Rental companies weigh in on lawsuit

Online DVD rental services that deliver movies by mail are growing quickly, with more than 5 million subscribers nationwide.

Now the company that pioneered the business, Netflix, is accusing Blockbuster of trying to copy its patented Internet business model.

Netflix launched its service seven years ago in response to the founder’s frustration with late fees at video stores. Netflix subscribers can keep DVDs as long as they want. As soon as one is returned, a new movie is sent out from the customer’s online wish list. “I’ve been getting my movies with Netflix for about a year now,” says Michelle Elsley, 24, a senior French student from Jacksonville. “It’s just a matter of convenience.”

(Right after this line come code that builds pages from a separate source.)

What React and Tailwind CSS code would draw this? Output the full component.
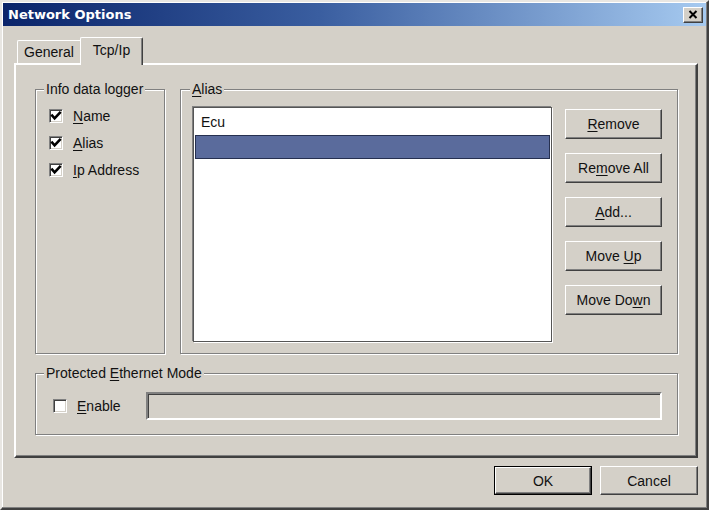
import React from "react";

const FONT = { fontFamily: '"Liberation Sans", Arial, sans-serif' };

function Check({ checked }) {
  return (
    <span className="w-[14px] h-[14px] flex-none bg-white border-t border-l border-t-[#808080] border-l-[#808080] border-r border-b border-r-white border-b-white shadow-[inset_1px_1px_0_#404040,inset_-1px_-1px_0_#d4d0c8] flex items-center justify-center">
      {checked && (
        <svg width="12" height="12" viewBox="0 0 12 12">
          <polyline points="2.2,5.6 4.6,8.4 9.8,2.8" fill="none" stroke="#000" strokeWidth="2.6" strokeLinecap="square" />
        </svg>
      )}
    </span>
  );
}

function Btn({ children, className = "", def = false }) {
  const inner = (
    <div className="w-full h-full flex items-center justify-center border border-t-white border-l-white border-r-[#404040] border-b-[#404040] shadow-[inset_-1px_-1px_0_#808080] text-[14px] text-[#111] leading-none">
      {children}
    </div>
  );
  if (def) {
    return <div className={`border border-black ${className}`}>{inner}</div>;
  }
  return <div className={className}>{inner}</div>;
}

function Group({ label, className = "", children, legendClass = "ml-[8px]" }) {
  return (
    <fieldset className={`border border-[#808080] shadow-[inset_1px_1px_0_#fff,1px_1px_0_#fff] m-0 p-0 min-w-0 ${className}`}>
      <legend className={`${legendClass} px-[2px] text-[14px] leading-[16px] text-[#111] bg-[#d4d0c8]`}>{label}</legend>
      {children}
    </fieldset>
  );
}

export default function App() {
  return (
    <div style={FONT} className="w-[709px] h-[510px] bg-[#d4d0c8] border-2 border-t-[#e8e6e2] border-l-[#e8e6e2] border-r-[#404040] border-b-[#404040] shadow-[inset_-1px_-1px_0_#808080,inset_1px_1px_0_#fff] p-[1px] overflow-hidden select-none">
      {/* Title bar */}
      <div className="h-[23px] flex items-center justify-between bg-[linear-gradient(to_right,#0a246a,#3a5ea0_45%,#a6caf0)] pl-[5px] pr-[3px]">
        <span style={{ fontFamily: '"DejaVu Sans", Verdana, sans-serif' }} className="text-white font-bold text-[13px] leading-none">Network Options</span>
        <div className="w-[20px] h-[16px] bg-[#d4d0c8] border border-t-white border-l-white border-r-[#404040] border-b-[#404040] shadow-[inset_-1px_-1px_0_#808080] flex items-center justify-center">
          <svg width="10" height="9" viewBox="0 0 10 9">
            <path d="M1.5 1 L8.5 8 M8.5 1 L1.5 8" stroke="#000" strokeWidth="2" />
          </svg>
        </div>
      </div>

      {/* Tabs */}
      <div className="mt-[11px] ml-[14px] h-[26px] flex items-end">
        <div className="w-[63px] h-[23px] border-t border-l border-t-white border-l-white rounded-tl-[2px] flex items-center justify-center text-[14px] text-[#111] leading-none">
          General
        </div>
        <div className="relative z-10 -mb-[2px] w-[63px] h-[28px] bg-[#d4d0c8] border-t border-l border-r border-t-white border-l-white border-r-[#404040] shadow-[inset_-1px_0_0_#808080] rounded-t-[2px] flex items-start justify-center pt-[4px] text-[14px] text-[#111] leading-[16px]">
          Tcp/Ip
        </div>
      </div>

      {/* Panel */}
      <div className="ml-[11px] w-[684px] h-[395px] border-2 border-t-white border-l-white border-r-[#404040] border-b-[#404040] shadow-[inset_-1px_-1px_0_#808080] pt-[16px] pl-[19px]">
        <div className="flex">
          <Group label="Info data logger" className="w-[130px] h-[273px]">
            <div className="pt-[9px] pl-[13px] flex flex-col gap-[7px]">
              <div className="h-[20px] flex items-center gap-[10px] text-[14px] text-[#111]">
                <Check checked />
                <span><u className="underline-offset-2">N</u>ame</span>
              </div>
              <div className="h-[20px] flex items-center gap-[10px] text-[14px] text-[#111]">
                <Check checked />
                <span><u className="underline-offset-2">A</u>lias</span>
              </div>
              <div className="h-[20px] flex items-center gap-[10px] text-[14px] text-[#111]">
                <Check checked />
                <span><u className="underline-offset-2">I</u>p Address</span>
              </div>
            </div>
          </Group>
          <Group
            label={<><u className="underline-offset-2">A</u>lias</>}
            legendClass="ml-[9px]"
            className="ml-[15px] w-[498px] h-[273px]"
          >
            <div className="pt-[10px] pl-[12px] flex">
              <div className="w-[359px] h-[235px] bg-white border border-[#555] shadow-[-1px_-1px_0_#808080,1px_1px_0_#fff] p-[1px] flex flex-col">
                <div className="h-[26px] flex items-center pl-[6px] text-[14px] text-[#111]">Ecu</div>
                <div className="h-[24px] bg-[#5a6b9c] border border-[#263050]"></div>
              </div>
              <div className="ml-[13px] mt-[2px] flex flex-col gap-[14px]">
                <Btn className="w-[97px] h-[30px]"><span><u className="underline-offset-2">R</u>emove</span></Btn>
                <Btn className="w-[97px] h-[30px]"><span>Re<u className="underline-offset-2">m</u>ove All</span></Btn>
                <Btn className="w-[97px] h-[30px]"><span><u className="underline-offset-2">A</u>dd...</span></Btn>
                <Btn className="w-[97px] h-[30px]"><span>Move <u className="underline-offset-2">U</u>p</span></Btn>
                <Btn className="w-[97px] h-[30px]"><span>Move Do<u className="underline-offset-2">w</u>n</span></Btn>
              </div>
            </div>
          </Group>
        </div>
        <Group
          label={<>Protected <u className="underline-offset-2">E</u>thernet Mode</>}
          className="mt-[11px] w-[643px] h-[70px]"
        >
          <div className="pt-[11px] pl-[17px] flex items-center">
            <div className="w-[93px] flex items-center gap-[10px] text-[14px] text-[#111]">
              <Check />
              <span><u className="underline-offset-2">E</u>nable</span>
            </div>
            <div className="w-[516px] h-[28px] bg-[#d4d0c8] border-2 border-t-[#808080] border-l-[#808080] border-r-white border-b-white shadow-[inset_1px_1px_0_#404040]"></div>
          </div>
        </Group>
      </div>

      {/* Bottom buttons */}
      <div className="ml-[11px] w-[684px] mt-[8px] flex justify-end gap-[8px]">
        <Btn def className="w-[98px] h-[29px]">OK</Btn>
        <Btn className="w-[98px] h-[29px]">Cancel</Btn>
      </div>
    </div>
  );
}
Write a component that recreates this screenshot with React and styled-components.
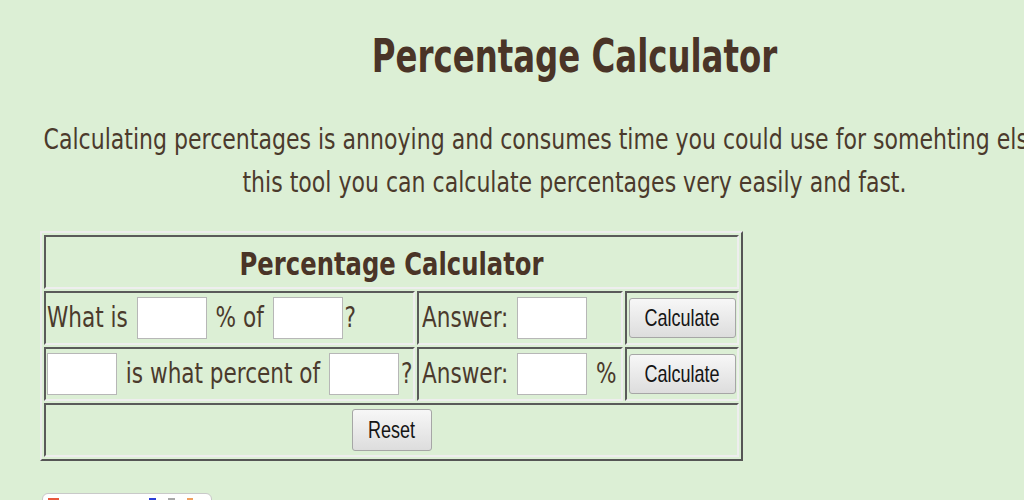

Netflix says that Blockbuster duplicated key features of that service when it launched its own online offering 19 months ago.

“If you think back, five, six and seven years ago, there was no other way to rent movies other than going to the video store before Netflix,” spokesman Steve Swasey says. “So Netflix patented its business methods. And we believe that Blockbuster has deliberately and willfully copied them from top to bottom.”

Blockbuster says that a lawsuit filed by Netflix last week has no merit. Blockbuster has signed up more than a million subscribers for its online service. And although Netflix has three-and-a-half times that many members, Blockbuster says its rival is running scared.

“Blockbuster online has emerged as a real competitive force in the online rental industry,” says spokeswoman Karen Raskopf. “And it would appear that Netflix would prefer to take us on in the courts rather than facing us in the marketplace where the consumer is the judge.”

“Honestly,” admitted Elsley, “I will do business with whoever provides the best service for the lowest price.”

If the case goes to court, Blockbuster could argue that its service is somehow different from Netflix, or that Netflix’s patents are invalid because someone else was doing the same thing first, or because the idea was so obvious, it wasn’t really an invention at all.

Patent Attorney Ben Borson said the challenge for the patent system is to reward pioneers and still allow followers to make their own improvements. With inventions, as with movies, sometimes the remake is better than the original.

“You want to always strike a balance. I mean, you like to have new industries come up,” Borson says. “However, if there’s too much power concentrated in the hands of one entity, then they will tend to stifle further development.”

According to Inc. Magazine, Harvard Business School professor Josh Lerner said that, over the last two decades, the legal system has tilted too far in favor of patent holders, while the office that fields patent applications is now too swamped to do a thorough review.

“We’ve simultaneously made patents much more powerful while making them easier to get,” Lerner says.

In the book he co-wrote, “Innovation and its Discontents,” Lerner proposes legal changes that would make it harder for patent holders to bring frivolous challenges. He’d also like to make it harder to get a patent. The U.S. Patent and Trademark Office issued more than twice as many patents in fiscal year 2005 as it did two decades earlier.

“The people who are really being hurt by this are the true innovators,” Lerner says. “Whether they’re the corporations with the really creative, large research departments or the individual inventors who have that flash of genius while working in their garage. And it becomes harder for true innovators to get the kind of rewards they deserve for their invention.”

Patents are enshrined in the Constitution as a way, “to promote the progress of science and useful arts.” But some complain that the system isn’t doing that, especially after some recent high-profile patent disputes about things like Amazon’s “one-click shopping” or the idea behind Blackberries.

The U.S. Supreme Court has begun to show a greater interest in patent cases. And last week, a Congressional subcommittee held a hearing on whether questionable patents are hurting the economy. Meanwhile, home-movie fans will have a front-row seat as the drama between Netflix and Blockbuster plays out.